• **Work to do**:
Reproduce the listing below in full and without alteration, apart from its pictures.

• **Data excerpt**:
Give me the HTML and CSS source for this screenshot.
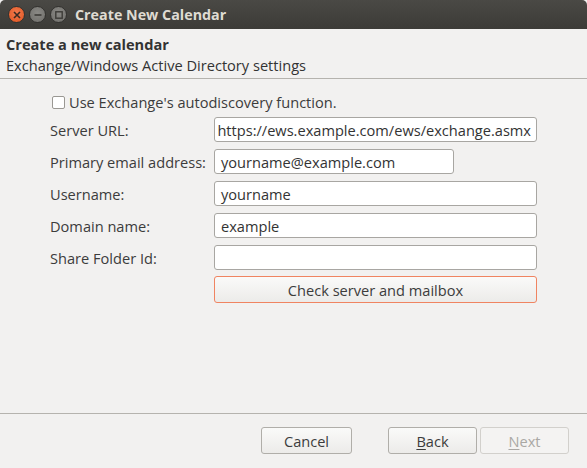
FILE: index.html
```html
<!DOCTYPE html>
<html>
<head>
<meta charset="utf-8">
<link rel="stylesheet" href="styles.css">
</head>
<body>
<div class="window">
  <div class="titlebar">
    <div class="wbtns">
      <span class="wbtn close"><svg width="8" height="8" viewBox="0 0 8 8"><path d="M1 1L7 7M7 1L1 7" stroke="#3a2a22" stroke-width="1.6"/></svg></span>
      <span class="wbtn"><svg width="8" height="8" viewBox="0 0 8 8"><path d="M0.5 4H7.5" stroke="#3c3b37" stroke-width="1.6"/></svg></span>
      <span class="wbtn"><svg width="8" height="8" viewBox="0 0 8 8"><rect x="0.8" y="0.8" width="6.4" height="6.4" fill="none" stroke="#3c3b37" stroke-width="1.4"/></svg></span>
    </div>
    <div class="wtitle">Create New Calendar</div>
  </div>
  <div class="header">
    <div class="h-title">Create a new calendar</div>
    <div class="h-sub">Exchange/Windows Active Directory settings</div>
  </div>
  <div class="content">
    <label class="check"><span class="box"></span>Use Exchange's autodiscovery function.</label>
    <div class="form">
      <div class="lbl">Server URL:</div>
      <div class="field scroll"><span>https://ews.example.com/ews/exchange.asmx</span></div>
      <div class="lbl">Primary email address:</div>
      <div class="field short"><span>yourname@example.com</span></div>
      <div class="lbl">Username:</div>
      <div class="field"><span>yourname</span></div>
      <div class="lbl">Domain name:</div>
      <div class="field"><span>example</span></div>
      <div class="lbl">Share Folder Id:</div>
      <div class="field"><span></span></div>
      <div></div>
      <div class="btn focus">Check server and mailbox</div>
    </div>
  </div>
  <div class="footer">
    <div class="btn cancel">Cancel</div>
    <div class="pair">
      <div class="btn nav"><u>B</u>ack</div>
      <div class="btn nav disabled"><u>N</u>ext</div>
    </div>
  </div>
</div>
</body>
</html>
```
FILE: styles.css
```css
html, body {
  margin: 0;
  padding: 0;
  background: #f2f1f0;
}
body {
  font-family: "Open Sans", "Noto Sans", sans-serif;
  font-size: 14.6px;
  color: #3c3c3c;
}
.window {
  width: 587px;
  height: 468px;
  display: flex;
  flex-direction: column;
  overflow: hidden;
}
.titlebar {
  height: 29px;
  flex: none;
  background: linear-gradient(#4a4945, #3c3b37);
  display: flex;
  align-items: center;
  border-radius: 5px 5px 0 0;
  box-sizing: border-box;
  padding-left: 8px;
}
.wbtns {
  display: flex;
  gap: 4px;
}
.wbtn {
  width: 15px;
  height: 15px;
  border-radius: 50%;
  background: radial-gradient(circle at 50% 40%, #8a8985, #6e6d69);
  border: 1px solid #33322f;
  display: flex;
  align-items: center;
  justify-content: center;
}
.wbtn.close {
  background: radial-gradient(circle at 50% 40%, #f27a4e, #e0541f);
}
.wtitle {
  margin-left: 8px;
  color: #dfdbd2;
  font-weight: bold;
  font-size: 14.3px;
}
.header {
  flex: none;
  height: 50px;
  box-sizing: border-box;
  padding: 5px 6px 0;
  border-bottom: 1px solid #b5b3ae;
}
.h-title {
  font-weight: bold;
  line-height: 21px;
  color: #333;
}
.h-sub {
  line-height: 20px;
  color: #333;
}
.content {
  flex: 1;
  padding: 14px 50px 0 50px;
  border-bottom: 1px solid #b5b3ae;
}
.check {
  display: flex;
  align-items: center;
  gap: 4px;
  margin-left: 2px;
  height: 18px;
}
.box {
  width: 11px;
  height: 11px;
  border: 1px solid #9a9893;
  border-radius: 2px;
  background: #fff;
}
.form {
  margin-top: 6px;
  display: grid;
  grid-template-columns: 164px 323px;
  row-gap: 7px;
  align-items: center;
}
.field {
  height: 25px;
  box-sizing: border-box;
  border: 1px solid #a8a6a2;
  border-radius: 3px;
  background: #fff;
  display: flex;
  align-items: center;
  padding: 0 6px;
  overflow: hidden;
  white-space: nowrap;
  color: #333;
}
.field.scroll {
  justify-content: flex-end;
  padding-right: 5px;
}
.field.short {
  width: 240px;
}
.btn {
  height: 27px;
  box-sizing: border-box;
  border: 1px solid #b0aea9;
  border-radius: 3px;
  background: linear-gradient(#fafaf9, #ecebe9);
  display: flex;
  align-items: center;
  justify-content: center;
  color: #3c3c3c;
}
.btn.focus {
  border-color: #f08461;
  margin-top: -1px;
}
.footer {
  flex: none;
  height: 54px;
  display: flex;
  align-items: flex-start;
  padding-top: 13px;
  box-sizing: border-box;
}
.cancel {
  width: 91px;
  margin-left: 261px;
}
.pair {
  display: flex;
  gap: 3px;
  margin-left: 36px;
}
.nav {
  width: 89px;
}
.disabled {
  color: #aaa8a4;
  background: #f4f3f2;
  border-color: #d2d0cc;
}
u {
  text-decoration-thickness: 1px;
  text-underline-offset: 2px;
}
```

• **Completed task**:
Give me the HTML and CSS source for this screenshot.
FILE: index.html
```html
<!DOCTYPE html>
<html>
<head>
<meta charset="utf-8">
<link rel="stylesheet" href="styles.css">
</head>
<body>
<div class="window">
  <div class="titlebar">
    <div class="wbtns">
      <span class="wbtn close"><svg width="8" height="8" viewBox="0 0 8 8"><path d="M1 1L7 7M7 1L1 7" stroke="#3a2a22" stroke-width="1.6"/></svg></span>
      <span class="wbtn"><svg width="8" height="8" viewBox="0 0 8 8"><path d="M0.5 4H7.5" stroke="#3c3b37" stroke-width="1.6"/></svg></span>
      <span class="wbtn"><svg width="8" height="8" viewBox="0 0 8 8"><rect x="0.8" y="0.8" width="6.4" height="6.4" fill="none" stroke="#3c3b37" stroke-width="1.4"/></svg></span>
    </div>
    <div class="wtitle">Create New Calendar</div>
  </div>
  <div class="header">
    <div class="h-title">Create a new calendar</div>
    <div class="h-sub">Exchange/Windows Active Directory settings</div>
  </div>
  <div class="content">
    <label class="check"><span class="box"></span>Use Exchange's autodiscovery function.</label>
    <div class="form">
      <div class="lbl">Server URL:</div>
      <div class="field scroll"><span>https://ews.example.com/ews/exchange.asmx</span></div>
      <div class="lbl">Primary email address:</div>
      <div class="field short"><span>yourname@example.com</span></div>
      <div class="lbl">Username:</div>
      <div class="field"><span>yourname</span></div>
      <div class="lbl">Domain name:</div>
      <div class="field"><span>example</span></div>
      <div class="lbl">Share Folder Id:</div>
      <div class="field"><span></span></div>
      <div></div>
      <div class="btn focus">Check server and mailbox</div>
    </div>
  </div>
  <div class="footer">
    <div class="btn cancel">Cancel</div>
    <div class="pair">
      <div class="btn nav"><u>B</u>ack</div>
      <div class="btn nav disabled"><u>N</u>ext</div>
    </div>
  </div>
</div>
</body>
</html>
```
FILE: styles.css
```css
html, body {
  margin: 0;
  padding: 0;
  background: #f2f1f0;
}
body {
  font-family: "Open Sans", "Noto Sans", sans-serif;
  font-size: 14.6px;
  color: #3c3c3c;
}
.window {
  width: 587px;
  height: 468px;
  display: flex;
  flex-direction: column;
  overflow: hidden;
}
.titlebar {
  height: 29px;
  flex: none;
  background: linear-gradient(#4a4945, #3c3b37);
  display: flex;
  align-items: center;
  border-radius: 5px 5px 0 0;
  box-sizing: border-box;
  padding-left: 8px;
}
.wbtns {
  display: flex;
  gap: 4px;
}
.wbtn {
  width: 15px;
  height: 15px;
  border-radius: 50%;
  background: radial-gradient(circle at 50% 40%, #8a8985, #6e6d69);
  border: 1px solid #33322f;
  display: flex;
  align-items: center;
  justify-content: center;
}
.wbtn.close {
  background: radial-gradient(circle at 50% 40%, #f27a4e, #e0541f);
}
.wtitle {
  margin-left: 8px;
  color: #dfdbd2;
  font-weight: bold;
  font-size: 14.3px;
}
.header {
  flex: none;
  height: 50px;
  box-sizing: border-box;
  padding: 5px 6px 0;
  border-bottom: 1px solid #b5b3ae;
}
.h-title {
  font-weight: bold;
  line-height: 21px;
  color: #333;
}
.h-sub {
  line-height: 20px;
  color: #333;
}
.content {
  flex: 1;
  padding: 14px 50px 0 50px;
  border-bottom: 1px solid #b5b3ae;
}
.check {
  display: flex;
  align-items: center;
  gap: 4px;
  margin-left: 2px;
  height: 18px;
}
.box {
  width: 11px;
  height: 11px;
  border: 1px solid #9a9893;
  border-radius: 2px;
  background: #fff;
}
.form {
  margin-top: 6px;
  display: grid;
  grid-template-columns: 164px 323px;
  row-gap: 7px;
  align-items: center;
}
.field {
  height: 25px;
  box-sizing: border-box;
  border: 1px solid #a8a6a2;
  border-radius: 3px;
  background: #fff;
  display: flex;
  align-items: center;
  padding: 0 6px;
  overflow: hidden;
  white-space: nowrap;
  color: #333;
}
.field.scroll {
  justify-content: flex-end;
  padding-right: 5px;
}
.field.short {
  width: 240px;
}
.btn {
  height: 27px;
  box-sizing: border-box;
  border: 1px solid #b0aea9;
  border-radius: 3px;
  background: linear-gradient(#fafaf9, #ecebe9);
  display: flex;
  align-items: center;
  justify-content: center;
  color: #3c3c3c;
}
.btn.focus {
  border-color: #f08461;
  margin-top: -1px;
}
.footer {
  flex: none;
  height: 54px;
  display: flex;
  align-items: flex-start;
  padding-top: 13px;
  box-sizing: border-box;
}
.cancel {
  width: 91px;
  margin-left: 261px;
}
.pair {
  display: flex;
  gap: 3px;
  margin-left: 36px;
}
.nav {
  width: 89px;
}
.disabled {
  color: #aaa8a4;
  background: #f4f3f2;
  border-color: #d2d0cc;
}
u {
  text-decoration-thickness: 1px;
  text-underline-offset: 2px;
}
```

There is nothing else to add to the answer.